Hi,

Historically we've had a lot of trouble getting our developers to adhere to our 
company's stated best practices. For example, we want all projects to depend 
upon the latest version of other projects (unless they have a valid reason not 
to). Typically our developers will only update the dependency version for the 
projects they are changing, or someone on their project team is changing. They 
will not look at the full list of projects that are changing as part of the 
release. Consequently,  many projects get compiled against one version of a 
project, but at run-time they use the latest version of that project. This 
usually doesn't cause problems, but can.

We audit the versions just prior to releasing them. Sometimes when we change 
the dependency version to the latest value, the project fails to compile. One 
reason is because the code is referencing non-existent code (no longer in newer 
version). We are usually up against it at this point because of our inefficient 
approach to releasing artifacts, so instead of chasing down the developer to 
fix it, we keep the dependency at the older version. Usually this isn't a 
problem because, even though the old code is required at compile time, it is 
never invoked (called) at run-time, so that application doesn't blow up. It 
will be a problem one day, and I am trying to prevent that from happening.

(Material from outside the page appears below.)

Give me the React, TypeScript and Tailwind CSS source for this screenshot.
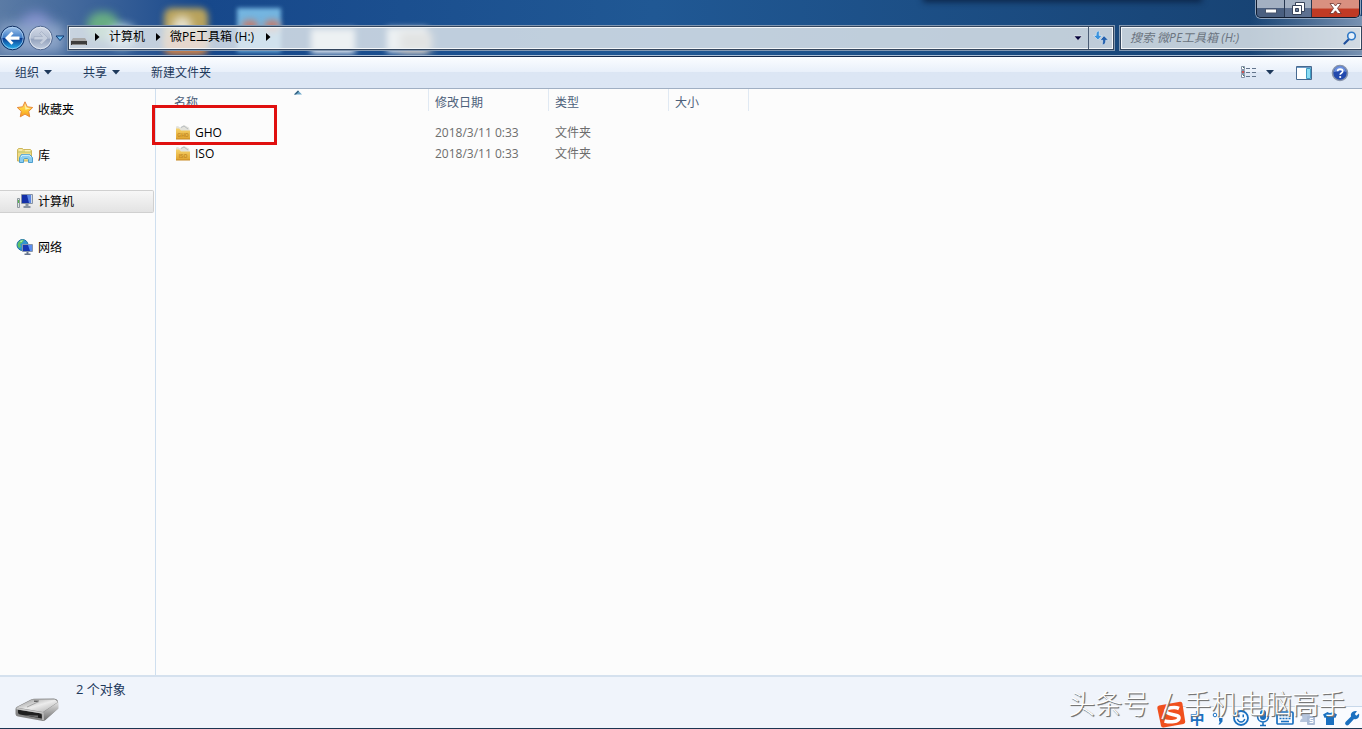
import type { ReactNode } from "react";

const sidebarItems: { label: string; icon: ReactNode; selected?: boolean }[] = [
  { label: "收藏夹", icon: <StarIcon /> },
  { label: "库", icon: <LibraryIcon /> },
  { label: "计算机", icon: <ComputerIcon />, selected: true },
  { label: "网络", icon: <NetworkIcon /> },
];

const files = [
  { name: "GHO", date: "2018/3/11 0:33", type: "文件夹" },
  { name: "ISO", date: "2018/3/11 0:33", type: "文件夹" },
];

function StarIcon() {
  return (
    <svg width="18" height="18" viewBox="0 1 18 18" aria-hidden="true">
      <defs>
        <linearGradient id="star" x1="0" y1="0" x2="0" y2="1">
          <stop offset="0" stopColor="#ffc98a" />
          <stop offset="0.45" stopColor="#ffd23c" />
          <stop offset="1" stopColor="#f79a1c" />
        </linearGradient>
      </defs>
      <path d="M9 1.800l2.300 5 5.400.7-4 3.800 1 5.500L9 14.100l-4.700 2.700 1-5.500-4-3.800 5.400-.7z" fill="url(#star)" stroke="#e88a3a" strokeLinejoin="round" />
      <path d="M9 4l1.600 3.600 3.800.6-5 1.500z" fill="#fff3a8" />
    </svg>
  );
}

function LibraryIcon() {
  return (
    <svg width="18" height="18" viewBox="0 1 18 18" aria-hidden="true">
      <path d="M1.500 15V3.500l1-1h4l1 1h7l1 1V15z" fill="#f0dc85" stroke="#cdb75e" />
      <path d="M2 6h13" stroke="#b9c46c" />
      <path d="M3 4h3M9 4.800h5" stroke="#fff8cf" />
      <path d="M3.500 16.500v-5l2-3h8l3 3v5h-4v-2.800l-1-1.200h-3l-1 1.200v2.800z" fill="#8ccdf0" stroke="#4d9fce" />
      <path d="M5 11l1.200-1.700h6.600L15 11" fill="none" stroke="#d8f2ff" />
    </svg>
  );
}

function ComputerIcon() {
  return (
    <svg width="18" height="18" viewBox="0 1 18 18" aria-hidden="true">
      <path d="M1.500 6.500h2v9h-2z" fill="#dde3e6" stroke="#8d979c" />
      <path d="M2 8h1v3H2z" fill="#54b84c" />
      <path d="M5.500 2.500h11v9h-11z" fill="#d3dbe6" stroke="#8793a5" />
      <path d="M6 3h9v8H6z" fill="#1430a8" />
      <path d="M11 3h4v8h-2z" fill="#5a86e4" />
      <path d="M9.500 12h3v2h2v2h-7v-2h2z" fill="#8994a2" />
    </svg>
  );
}

function NetworkIcon() {
  return (
    <svg width="18" height="18" viewBox="0 1 18 18" aria-hidden="true">
      <circle cx="6.500" cy="7" r="5.500" fill="#3295cf" stroke="#2173a5" />
      <path d="M2 5c2-3 4-3.500 6-3l-2 3-2 1 1 3-2 1c-1-1-2-3-1-5z" fill="#5fc464" />
      <path d="M4 3l3-.7-2 2z" fill="#c8f2c5" />
      <path d="M6.500 6.500h10v7h-10z" fill="#dbe5f0" stroke="#8695aa" />
      <path d="M7 7h9v6H7z" fill="#1737b3" />
      <path d="M12 7h4v6h-2z" fill="#5c8ff0" />
      <path d="M10.500 14h2v1.500h2V17h-6v-1.500h2z" fill="#66758c" />
    </svg>
  );
}

function FolderIcon({ label }: { label: string }) {
  return (
    <svg width="16" height="16" viewBox="0 1 16 16" aria-hidden="true">
      <defs>
        <linearGradient id="folder" x1="0" y1="0" x2="0" y2="1">
          <stop offset="0" stopColor="#f6d26a" />
          <stop offset="1" stopColor="#e0a42f" />
        </linearGradient>
      </defs>
      <path d="M1 2.500L3 2l2 1.500L9 1l5 2.500L15 8H1z" fill="#e2e2dc" />
      <path d="M6 3.500l3-1.500 4 3" fill="none" stroke="#b7bcc0" />
      <path d="M1 4.500h3l2 2h9V15H1z" fill="url(#folder)" />
      <path d="M1 15h14" stroke="#c88a25" />
      <text x="8" y="13" textAnchor="middle" fontSize="5" fontWeight="700" fill="#c48a24" className="font-['Liberation_Sans',sans-serif]">{label}</text>
    </svg>
  );
}

function NavButtons() {
  return (
    <div className="flex shrink-0 items-center">
      <button type="button" aria-label="后退" className="block">
        <svg width="26" height="26" viewBox="0 0 26 26" aria-hidden="true">
          <defs>
            <linearGradient id="back" x1="0" y1="0" x2="0" y2="1">
              <stop offset="0" stopColor="#a8c8ec" />
              <stop offset="0.48" stopColor="#3f7dc8" />
              <stop offset="0.52" stopColor="#0a3c92" />
              <stop offset="1" stopColor="#27b8f4" />
            </linearGradient>
          </defs>
          <circle cx="12.500" cy="13" r="11.800" fill="url(#back)" stroke="#0d2c60" />
          <circle cx="12.500" cy="13" r="10.700" fill="none" stroke="#b5d4f2" strokeOpacity=".7" />
          <path d="M5 13l6.500-6.500 2 2-3 3H19.500v3.200h-9l3 3-2 2z" fill="#fff" />
        </svg>
      </button>
      <button type="button" aria-label="前进" className="ml-[2px] block">
        <svg width="26" height="26" viewBox="0 0 26 26" aria-hidden="true">
          <defs>
            <linearGradient id="forward" x1="0" y1="0" x2="0" y2="1">
              <stop offset="0" stopColor="#d2d9e7" />
              <stop offset="0.5" stopColor="#b4bfd2" />
              <stop offset="0.55" stopColor="#94a3be" />
              <stop offset="1" stopColor="#c4cfe0" />
            </linearGradient>
          </defs>
          <circle cx="12.500" cy="13" r="11.800" fill="url(#forward)" stroke="#50678f" />
          <circle cx="12.500" cy="13" r="10.700" fill="none" stroke="#e6ecf5" strokeOpacity=".8" />
          <path d="M20 13l-6.500-6.500-2 2 3 3H6v3.200h8.500l-3 3 2 2z" fill="#c5cedd" stroke="#9daac0" strokeWidth=".6" />
        </svg>
      </button>
      <button type="button" aria-label="最近的位置" className="flex w-3 justify-center">
        <svg width="10" height="7" viewBox="0 0 10 7" aria-hidden="true">
          <path d="M1 1h8L5 5.500z" fill="#6dbbf0" stroke="#0d3b74" />
        </svg>
      </button>
    </div>
  );
}

function Crumb() {
  return (
    <svg width="5" height="8" viewBox="0 0 5 8" className="shrink-0" aria-hidden="true">
      <path d="M0 0l4.500 4L0 8z" fill="#000" />
    </svg>
  );
}

function DownArrow() {
  return (
    <svg width="8" height="5" viewBox="0 0 8 5" className="shrink-0" aria-hidden="true">
      <path d="M0 0h8L4 4.500z" fill="#1e395b" />
    </svg>
  );
}

function WindowControls() {
  return (
    <div className="flex h-[18px] w-[104px] overflow-hidden rounded-b-[5px] border border-t-0 border-[#101c30] shadow-[0_0_0_1px_#8fa3bd]">
      <button type="button" aria-label="最小化" className="flex w-7 items-center justify-center border-r border-[#26364f] bg-linear-to-b from-[#a3b0c2] from-45% to-[#4a5f80] to-50%">
        <svg width="12" height="6" viewBox="0 0 12 6" className="mt-1" aria-hidden="true">
          <path d="M.5 1h11v4H.5z" fill="#fff" stroke="#48556c" />
        </svg>
      </button>
      <button type="button" aria-label="还原" className="flex w-[27px] items-center justify-center border-r border-[#26364f] bg-linear-to-b from-[#a3b0c2] from-45% to-[#5d7090] to-50%">
        <svg width="13" height="13" viewBox="0 0 13 13" aria-hidden="true">
          <path d="M3.500.5h9v9h-9z" fill="#fff" stroke="#38445a" />
          <path d="M.5 3.500h9v9h-9z" fill="#fff" stroke="#38445a" />
          <path d="M3.500 6.500h3v3h-3z" fill="#6a7c99" stroke="#38445a" />
        </svg>
      </button>
      <button type="button" aria-label="关闭" className="flex flex-1 items-center justify-center bg-linear-to-b from-[#d99080] from-45% to-[#c03a24] to-55%">
        <svg width="13" height="11" viewBox="0 0 13 11" aria-hidden="true">
          <path d="M1 .5h3.500l2 2.500 2-2.500H12L8.500 5.300l3.700 5.200H8.700L6.500 7.800l-2.200 2.700H.8l3.700-5.200z" fill="#fff" stroke="#6a342f" strokeWidth=".8" />
        </svg>
      </button>
    </div>
  );
}

function Header() {
  return (
    <header className="relative h-[57px] shrink-0 overflow-hidden border-b border-[#14294b] bg-[#1d528f]">
      <div className="absolute inset-0 bg-linear-to-r from-[#5b7ba5] to-[#17488b] to-15%" />
      <div className="absolute inset-0 bg-linear-to-r from-transparent from-15% via-[#205894] via-48% to-[#16406f]" />
      <div className="absolute right-0 bottom-0 h-10 w-28 bg-linear-to-r from-transparent to-[#7892b2]" />
      <div className="absolute top-3 left-5 h-9 w-8 rounded-full bg-[#8290cd] blur-[6px]" />
      <div className="absolute top-6 left-0 h-7 w-16 bg-[#8ba3c6] blur-[6px]" />
      <div className="absolute top-3 left-[87px] h-7 w-8 rounded-full bg-[#68ad83] blur-[4px]" />
      <div className="absolute top-6 left-[108px] h-6 w-7 rounded-full bg-[#b9d6e2] blur-[4px]" />
      <div className="absolute top-2 left-[164px] h-11 w-11 rounded-lg bg-[#b9a35c] blur-[3px]" />
      <div className="absolute top-4 left-[172px] h-5 w-5 rounded-full bg-[#e6e0cc] blur-[4px]" />
      <div className="absolute top-[34px] left-[166px] h-5 w-10 bg-[#d97c45] blur-[4px]" />
      <div className="absolute top-2 left-[237px] h-11 w-11 bg-[#74b5e0] blur-[2px]" />
      <div className="absolute top-5 left-[242px] h-3 w-4 rounded-full bg-[#c07f73] blur-[3px]" />
      <div className="absolute top-5 left-[264px] h-3 w-4 rounded-full bg-[#c07f73] blur-[3px]" />
      <div className="absolute top-[29px] left-[311px] h-6 w-11 bg-white blur-[3px]" />
      <div className="absolute top-7 left-[387px] h-6 w-10 bg-white blur-[3px]" />
      <div className="absolute top-8 left-[400px] h-5 w-8 bg-[#c5b9ae] blur-[4px]" />
      <div className="absolute -top-1 left-[925px] h-1 w-[275px] shadow-[0_0_6px_2px_#0b2447]" />
      <div className="absolute inset-x-0 bottom-0 h-px bg-[#a9bdd4]" />

      <div className="relative flex h-[26px] justify-end pr-[2px]">
        <WindowControls />
      </div>
      <div className="relative flex h-6 items-center">
        <NavButtons />
        <nav aria-label="地址" className="ml-[2px] flex h-6 min-w-0 flex-1 items-stretch border border-[#34465e] bg-[#e9edf0]/80 shadow-[inset_0_0_0_1px_#f3f6f9,0_0_0_1px_#8197b1]">
          <div className="flex flex-1 items-center pb-[2px]">
            <svg width="18" height="8" viewBox="0 0 18 8" className="mt-[9px] ml-px" aria-hidden="true">
              <path d="M3 0h12l2 3H1z" fill="#aaa" />
              <path d="M1 3h16v4H1z" fill="#3d3d3d" />
              <path d="M2 6.500h14" stroke="#8a8a8a" />
            </svg>
            <span className="ml-[7px] flex"><Crumb /></span>
            <button type="button" className="ml-[9px]">计算机</button>
            <span className="ml-[11px] flex"><Crumb /></span>
            <button type="button" className="ml-[9px]">微PE工具箱 (H:)</button>
            <span className="ml-[12px] flex"><Crumb /></span>
          </div>
          <button type="button" aria-label="以前的位置" className="flex w-5 items-center justify-center">
            <svg width="10" height="7" viewBox="0 0 10 7" aria-hidden="true">
              <path d="M1 1h8L5 5.500z" fill="#03033c" stroke="#fff" strokeWidth=".5" />
            </svg>
          </button>
          <button type="button" aria-label="刷新" className="flex w-[25px] items-center justify-center border-l border-[#4a5c75]">
            <svg width="16" height="14" viewBox="0 0 16 14" aria-hidden="true">
              <path d="M6.500 0C3.500 0 3.200 2 3.200 4.500H.5L5 9l4-4.500H6.200C6.200 3 6 1.500 6.500 0z" fill="#3a92dc" stroke="#f4faff" strokeWidth=".5" />
              <path d="M9 13.800c3.300 0 3.700-2 3.700-4.600h2.800L11 4.800 7 9.200h2.700c0 1.800 0 3-.7 4.600z" fill="#2460ad" stroke="#f4faff" strokeWidth=".5" />
            </svg>
          </button>
        </nav>
        <label className="ml-[6px] flex h-6 w-[242px] shrink-0 items-center border border-[#34465e] bg-[#e9edf0]/80 pr-1 pl-[9px] shadow-[inset_0_0_0_1px_#f3f6f9,0_0_0_1px_#8197b1]">
          <input type="search" aria-label="搜索" placeholder="搜索 微PE工具箱 (H:)" className="min-w-0 flex-1 bg-transparent italic outline-none placeholder:text-[#6b7480]" />
          <svg width="14" height="14" viewBox="0 0 14 14" aria-hidden="true">
            <path d="M6 8l-4.500 4.500" stroke="#1f4f9c" strokeWidth="2.200" strokeLinecap="round" />
            <circle cx="8.500" cy="5" r="3.800" fill="#e6f1fb" stroke="#2f79c6" strokeWidth="1.600" />
          </svg>
        </label>
      </div>
    </header>
  );
}

function Toolbar() {
  return (
    <div role="toolbar" aria-label="工具栏" className="flex h-8 shrink-0 items-center border-b border-[#a0afc3] bg-linear-to-b from-[#fbfdff] via-[#e9f0fa] via-47% to-[#dce6f4] to-50% pr-[13px] pl-[15px] text-[#1e395b]">
      <button type="button" className="flex items-center gap-[5px]">组织 <DownArrow /></button>
      <button type="button" className="ml-[31px] flex items-center gap-[5px]">共享 <DownArrow /></button>
      <button type="button" className="ml-[31px]">新建文件夹</button>
      <div className="ml-auto flex items-center">
        <button type="button" aria-label="更改视图" className="block">
          <svg width="16" height="13" viewBox="0 0 16 13" aria-hidden="true">
            <path d="M.500.500h3v3h-3zM.500 4.500h3v3h-3zM.500 8.500h3v3h-3z" fill="#fff" stroke="#8290a5" />
            <path d="M2 1h1v1H2zM2 9h1v1H2z" fill="#476" />
            <path d="M1 5h2v2H1z" fill="#c55" />
            <path d="M5 2.500h4M11 2.500h4M5 6.500h4M11 6.500h4M5 10.500h4M11 10.500h4" stroke="#62748c" />
          </svg>
        </button>
        <button type="button" aria-label="更多选项" className="ml-[9px] flex"><DownArrow /></button>
        <button type="button" aria-label="显示预览窗格" className="ml-[22px] block">
          <svg width="16" height="14" viewBox="0 0 16 14" aria-hidden="true">
            <path d="M.5.5h15v13H.5z" fill="#fff" stroke="#476990" />
            <path d="M1 1.500h14" stroke="#6b9ac5" />
            <path d="M10.500 2.500h4v10h-4z" fill="#8bdcf3" stroke="#3d9bc3" />
          </svg>
        </button>
        <button type="button" aria-label="获取帮助" className="ml-[19px] block">
          <svg width="18" height="18" viewBox="0 0 18 18" aria-hidden="true">
            <circle cx="9" cy="9" r="7.500" fill="#2249ad" stroke="#8693aa" strokeWidth="1.600" />
            <path d="M3 8a6 6 0 0112 0c-3-1.500-8-1-12 0z" fill="#6c90de" />
            <path d="M6.600 7.200c0-2.900 5.100-2.900 5.100 0 0 1.800-2.500 1.800-2.500 3.600" fill="none" stroke="#fff" strokeWidth="1.700" />
            <circle cx="9.200" cy="13" r="1.100" fill="#fff" />
          </svg>
        </button>
      </div>
    </div>
  );
}

function Sidebar() {
  return (
    <nav aria-label="导航窗格" className="w-[156px] shrink-0 border-r border-[#cfdfef] pt-[9px] pr-px">
      <ul className="flex flex-col gap-[23px]">
        {sidebarItems.map((item) => (
          <li key={item.label}>
            <a
              href="#"
              className={
                item.selected
                  ? "flex h-[23px] items-center gap-1 rounded-r-[2px] border border-l-0 border-[#d0d0d0] bg-linear-to-b from-[#f7f7f7] to-[#e3e3e3] pl-4 text-black"
                  : "flex h-[23px] items-center gap-1 pl-4 text-black"
              }
            >
              {item.icon}
              {item.label}
            </a>
          </li>
        ))}
      </ul>
    </nav>
  );
}

function FileList() {
  return (
    <main className="relative min-w-0 flex-1">
      <table className="w-full table-fixed border-collapse text-left">
        <colgroup>
          <col className="w-[273px]" />
          <col className="w-[120px]" />
          <col className="w-[120px]" />
          <col className="w-[80px]" />
          <col />
        </colgroup>
        <thead className="text-[#4c607a]">
          <tr>
            <th className="p-0 pb-[11px] font-normal">
              <div className="relative flex h-[22px] items-end border-r border-[#e0e9f3] pl-[18px]">
                名称
                <svg width="8" height="5" viewBox="0 0 8 5" className="absolute top-px left-[138px]" aria-hidden="true">
                  <path d="M0 4.500L4 .5l4 4z" fill="#6aa5c8" />
                  <path d="M0 4.500L4 .5l1 1-3 3z" fill="#35607f" />
                </svg>
              </div>
            </th>
            <th className="p-0 pb-[11px] font-normal"><div className="flex h-[22px] items-end border-r border-[#e0e9f3] pl-[6px]">修改日期</div></th>
            <th className="p-0 pb-[11px] font-normal"><div className="flex h-[22px] items-end border-r border-[#e0e9f3] pl-[6px]">类型</div></th>
            <th className="p-0 pb-[11px] font-normal"><div className="flex h-[22px] items-end border-r border-[#e0e9f3] pl-[6px]">大小</div></th>
            <td />
          </tr>
        </thead>
        <tbody>
          {files.map((file) => (
            <tr key={file.name} className="h-[21px] text-[#6d6d6d]">
              <td className="p-0 pl-[19px]">
                <span className="flex items-center gap-1 text-black"><FolderIcon label={file.name} />{file.name}</span>
              </td>
              <td className="p-0 pl-[6px]">{file.date}</td>
              <td className="p-0 pl-[6px]">{file.type}</td>
              <td />
              <td />
            </tr>
          ))}
        </tbody>
      </table>
      <div className="pointer-events-none absolute top-4 -left-1 h-10 w-[125px] border-3 border-[#e0100f]" />
    </main>
  );
}

function InputBar() {
  return (
    <div className="absolute right-0 bottom-0 flex h-[26px] items-end">
      <svg width="30" height="27" viewBox="0 0 30 27" className="relative z-10" aria-hidden="true">
        <path d="M3 4.500L24 .8q2-.3 2.400 1.700l2.800 18q.3 2-1.700 2.400L7.500 26.500q-2 .3-2.500-1.700L1.300 7q-.3-2 1.700-2.500z" fill="#f0501e" />
        <path d="M23 7.500c-4-1.800-13-.8-13 2.500 0 4.300 13.500 2.500 13 7-.4 4-8.500 4.500-14.500 3" fill="none" stroke="#fff" strokeWidth="3.600" />
      </svg>
      <div className="-ml-3 flex h-[22px] items-center border-t border-[#c8d8ea] bg-[#f9fbff] pl-3 text-[#1b70c0]">
        <button type="button" className="ml-[2px] w-[18px] text-[15px] font-bold">中</button>
        <svg width="12" height="16" viewBox="0 0 12 16" className="ml-[6px]" aria-hidden="true">
          <circle cx="3" cy="5" r="1.800" fill="none" stroke="currentColor" />
          <path d="M7 8h3.500v3.500L8 14.500H6.500L8 11.500H7z" fill="currentColor" />
        </svg>
        <svg width="18" height="18" viewBox="0 0 18 18" className="ml-2" aria-hidden="true">
          <circle cx="9" cy="9" r="7" fill="none" stroke="currentColor" strokeWidth="1.800" />
          <path d="M5.300 10c1.500 4 6 4 7.500 0" fill="none" stroke="currentColor" strokeWidth="1.400" />
          <path d="M6 5.500h1.600v2.700H6zM10.500 5.500H12v2.700h-1.500z" fill="currentColor" />
        </svg>
        <svg width="16" height="18" viewBox="0 0 16 18" className="ml-[5px]" aria-hidden="true">
          <rect x="5" y="1" width="6" height="10" rx="3" fill="currentColor" />
          <path d="M2.500 7c0 8 11 8 11 0M8 13v3M5 16.500h6" fill="none" stroke="currentColor" strokeWidth="1.600" />
        </svg>
        <svg width="18" height="14" viewBox="0 0 18 14" className="ml-[5px]" aria-hidden="true">
          <rect x="1" y="1" width="16" height="12" rx="1" fill="none" stroke="currentColor" strokeWidth="1.700" />
          <path d="M3.500 4.500h11M3.500 7.500h11" stroke="currentColor" strokeWidth="1.600" strokeDasharray="2 1" />
          <path d="M5 10.500h8" stroke="currentColor" strokeWidth="1.600" />
        </svg>
        <svg width="16" height="14" viewBox="0 0 16 14" className="ml-[6px]" aria-hidden="true">
          <circle cx="6" cy="5" r="4" fill="#b6c5dd" />
          <path d="M0 11q0-4 5-4h3v4z" fill="#b6c5dd" />
          <rect x="7" y="5" width="8" height="9" rx="1" fill="#aabbd6" />
          <path d="M13 7.500h-3v2h3v2h-3.500" fill="none" stroke="#fff" />
        </svg>
        <svg width="14" height="16" viewBox="0 0 14 16" className="ml-[7px]" aria-hidden="true">
          <path d="M4.500 2q2.500 2 5 0L14 4.500 12.300 8 11 7.500V15H3V7.500L1.700 8 0 4.500z" fill="currentColor" />
        </svg>
        <svg width="16" height="16" viewBox="0 0 16 16" className="mr-[2px] ml-[7px]" aria-hidden="true">
          <path d="M10 1.200q1.500-.6 3 0L10.800 4l1.500 1.700L15 3.500c1 4-2 6.500-5 5.500l-5.500 6q-1.500 1-2.800-.2Q.5 13.500 1.500 12L7 6.500C6.300 4 7.500 2 10 1.200z" fill="currentColor" />
        </svg>
      </div>
    </div>
  );
}

function DetailsPane() {
  return (
    <footer className="relative flex h-[54px] shrink-0 border-t-2 border-b border-t-[#d5e1ee] border-b-[#1c3551] bg-[#f0f4fb] text-[#1e395b]">
      <svg width="46" height="26" viewBox="0 0 46 26" className="mt-5 ml-[14px]" aria-hidden="true">
        <defs>
          <linearGradient id="driveTop" x1="0" y1="0" x2="1" y2="1">
            <stop offset="0" stopColor="#8f8f8f" />
            <stop offset="0.5" stopColor="#ececec" />
            <stop offset="1" stopColor="#aaaaaa" />
          </linearGradient>
          <linearGradient id="driveSide" x1="0" y1="0" x2="0" y2="1">
            <stop offset="0" stopColor="#e4e4e4" />
            <stop offset="1" stopColor="#6f6f6f" />
          </linearGradient>
        </defs>
        <path d="M1.500 12q0-1.500 1.500-2.300L17 2.500q1.500-.8 3-.8l20-.2q3 0 4 2.500v7.500L31.500 23q-1.500 1.300-4 .8L4 19.500q-2.500-.5-2.500-2.500z" fill="#858585" />
        <path d="M2.500 10.500L18 2.500h23l3 2.500-15 10z" fill="url(#driveTop)" />
        <path d="M29.500 15l15-10v6.500L30.500 23.500z" fill="url(#driveSide)" />
        <path d="M4 12.800l22 3.500q1.800.5 1.800 2.200v3L6 17.500q-2-.5-2-2z" fill="#1f1f1f" />
        <path d="M2.500 11.500L29 16V23" fill="none" stroke="#c9c9c9" strokeWidth="1.300" />
        <path d="M20 3.500h5l-1 1.500h-4z" fill="#666" />
        <path d="M13 10L25 4.500" stroke="#a4a4a4" />
        <path d="M10 18l14 2.600v-2z" fill="#6b6b6b" />
      </svg>
      <p className="mt-[2px] ml-4 text-[13px] leading-5">2 个对象</p>
      <InputBar />
      <p className="pointer-events-none absolute right-4 bottom-[7px] z-20 flex gap-3 font-['Noto_Sans_CJK_SC',sans-serif] text-[27px] leading-9 font-light whitespace-nowrap text-white [text-shadow:1px_1px_0_#777,1px_1px_1px_#666]">
        <span>头条号</span>
        <span>/</span>
        <span>手机电脑高手</span>
      </p>
    </footer>
  );
}

export default function App() {
  return (
    <div className="flex min-h-screen flex-col bg-[#fcfcfc] font-['Open_Sans','Noto_Sans_CJK_SC',sans-serif] text-[12px] leading-4 text-black">
      <Header />
      <Toolbar />
      <div className="flex flex-1">
        <Sidebar />
        <FileList />
      </div>
      <DetailsPane />
    </div>
  );
}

Our approach to this problem has been to take the responsibility out of the 
developers' hands. We've implemented a bunch of properties (using 
groupid.artifactid-[dev/prod]-version naming convention) in our organization 
POM, and set the values there. We then replaced the hard-coded values in each 
of the project pom files with the appropriate -dev or -prod property. So 
essentially, we can change the version for each project that is used as a 
dependency from a single location. Another reason we opted for this approach is 
because it simplifies the release process for us. We simply validate that the 
property values have the correct values for this release in one place (org 
pom), and then we update the project pom files by replacing -dev for -prod 
prior to releasing them.

This introduces its own set of problems. For example, every project references 
a particular version (2.0) of our organization POM as its parent. When we 
update the values for one or more of these properties (in preparation for 
release) in the org POM, we can either (a) leave the version of the org pom the 
same (2.0) or (b) increment the version (2.1, 2.2, 2.3, etc.). Option 'a' seems 
problematic because I believe developers will not automatically pull down the 
latest version of org pom 2.0 since it is supposed to be immutable. They'll 
need to purge it from their local repository after each release, or update the 
pom.xml (pull down latest changes from SVN), and run make install against it. 
Option 'b' is good because developers would automatically pull down the newer 
version of the org pom when they ran a build on any of the projects referencing 
it. The tradeoff is that we would have to update X project pom files to refer 
to the new version of the org pom. X is sometimes 20 or 30. It would be more 
manageable if we could use a property for the org pom version, but I am not 
sure we could define that property in the org pom...seems like a chicken and 
egg problem. I wonder if there is a plug-in that allows maven to check for the 
latest version of an artifact if the version is omitted.

Can you please share what is considered the best practice approach for this?